(Objective): Starting at the line that contains "Reproduce this screenshot" and stopping at the line that contains "import React from", repeat every line exactly, the two end lines included, and nothing else.

[Code that builds pages]
[Begin]

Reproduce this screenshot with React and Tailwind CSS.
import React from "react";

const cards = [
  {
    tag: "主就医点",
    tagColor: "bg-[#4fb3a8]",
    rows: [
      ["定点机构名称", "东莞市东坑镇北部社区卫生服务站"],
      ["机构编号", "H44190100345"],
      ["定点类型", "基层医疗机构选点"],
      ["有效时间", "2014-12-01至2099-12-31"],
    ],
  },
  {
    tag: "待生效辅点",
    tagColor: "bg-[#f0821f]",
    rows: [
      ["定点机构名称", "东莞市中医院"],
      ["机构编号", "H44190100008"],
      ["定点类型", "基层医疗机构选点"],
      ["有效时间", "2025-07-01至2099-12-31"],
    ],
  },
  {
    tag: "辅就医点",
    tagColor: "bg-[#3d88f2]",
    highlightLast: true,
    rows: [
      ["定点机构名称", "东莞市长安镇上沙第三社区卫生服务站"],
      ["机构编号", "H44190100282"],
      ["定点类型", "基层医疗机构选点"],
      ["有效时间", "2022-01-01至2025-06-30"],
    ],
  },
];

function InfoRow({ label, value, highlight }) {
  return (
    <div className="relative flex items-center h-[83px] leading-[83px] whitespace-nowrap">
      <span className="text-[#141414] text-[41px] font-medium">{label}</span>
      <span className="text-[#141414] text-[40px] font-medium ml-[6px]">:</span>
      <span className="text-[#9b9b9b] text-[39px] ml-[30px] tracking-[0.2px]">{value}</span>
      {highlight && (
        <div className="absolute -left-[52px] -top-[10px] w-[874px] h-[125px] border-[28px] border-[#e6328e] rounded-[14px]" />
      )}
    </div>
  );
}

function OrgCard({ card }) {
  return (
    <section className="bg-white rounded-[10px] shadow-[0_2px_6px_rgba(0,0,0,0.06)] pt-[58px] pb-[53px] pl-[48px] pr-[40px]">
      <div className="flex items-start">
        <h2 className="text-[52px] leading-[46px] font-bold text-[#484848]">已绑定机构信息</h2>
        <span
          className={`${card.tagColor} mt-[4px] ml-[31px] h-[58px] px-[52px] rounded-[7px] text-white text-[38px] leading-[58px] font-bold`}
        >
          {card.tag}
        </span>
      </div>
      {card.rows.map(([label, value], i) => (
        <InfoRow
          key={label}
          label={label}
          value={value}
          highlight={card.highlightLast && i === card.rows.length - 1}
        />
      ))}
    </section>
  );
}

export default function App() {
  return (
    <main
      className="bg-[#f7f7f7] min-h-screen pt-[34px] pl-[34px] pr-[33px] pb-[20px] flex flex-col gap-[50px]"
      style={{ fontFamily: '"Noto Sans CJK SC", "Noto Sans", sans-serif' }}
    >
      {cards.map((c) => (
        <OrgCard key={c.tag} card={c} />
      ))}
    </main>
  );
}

[End]
[Begin]

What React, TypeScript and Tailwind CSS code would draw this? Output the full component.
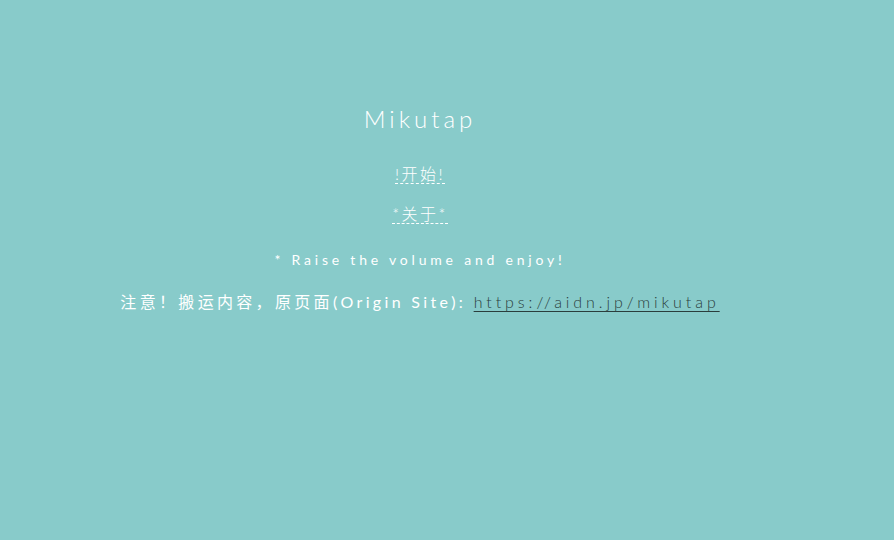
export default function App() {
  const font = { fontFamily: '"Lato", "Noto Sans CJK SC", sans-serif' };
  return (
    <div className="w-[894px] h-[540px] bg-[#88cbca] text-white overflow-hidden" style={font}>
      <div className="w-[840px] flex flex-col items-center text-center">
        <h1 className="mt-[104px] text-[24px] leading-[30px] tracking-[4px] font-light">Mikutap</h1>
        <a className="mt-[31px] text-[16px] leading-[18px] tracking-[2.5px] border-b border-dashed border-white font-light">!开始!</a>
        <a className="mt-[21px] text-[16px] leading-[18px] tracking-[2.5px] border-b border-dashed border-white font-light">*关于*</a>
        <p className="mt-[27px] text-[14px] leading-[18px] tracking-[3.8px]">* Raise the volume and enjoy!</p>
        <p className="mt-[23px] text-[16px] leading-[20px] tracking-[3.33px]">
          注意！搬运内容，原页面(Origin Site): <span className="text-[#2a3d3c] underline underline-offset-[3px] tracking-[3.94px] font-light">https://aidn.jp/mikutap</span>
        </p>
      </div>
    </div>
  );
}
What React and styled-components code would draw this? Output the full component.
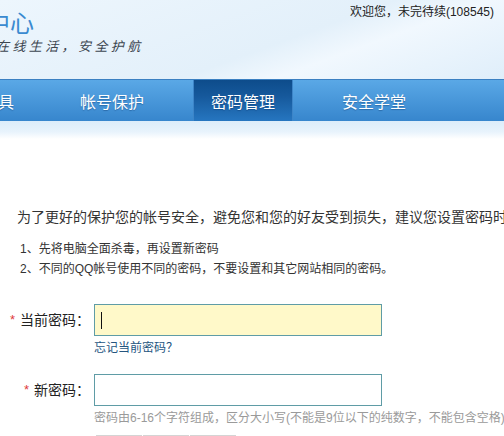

[End]

(Answer to this task):
Reproduce this screenshot with React and Tailwind CSS.
import React from "react";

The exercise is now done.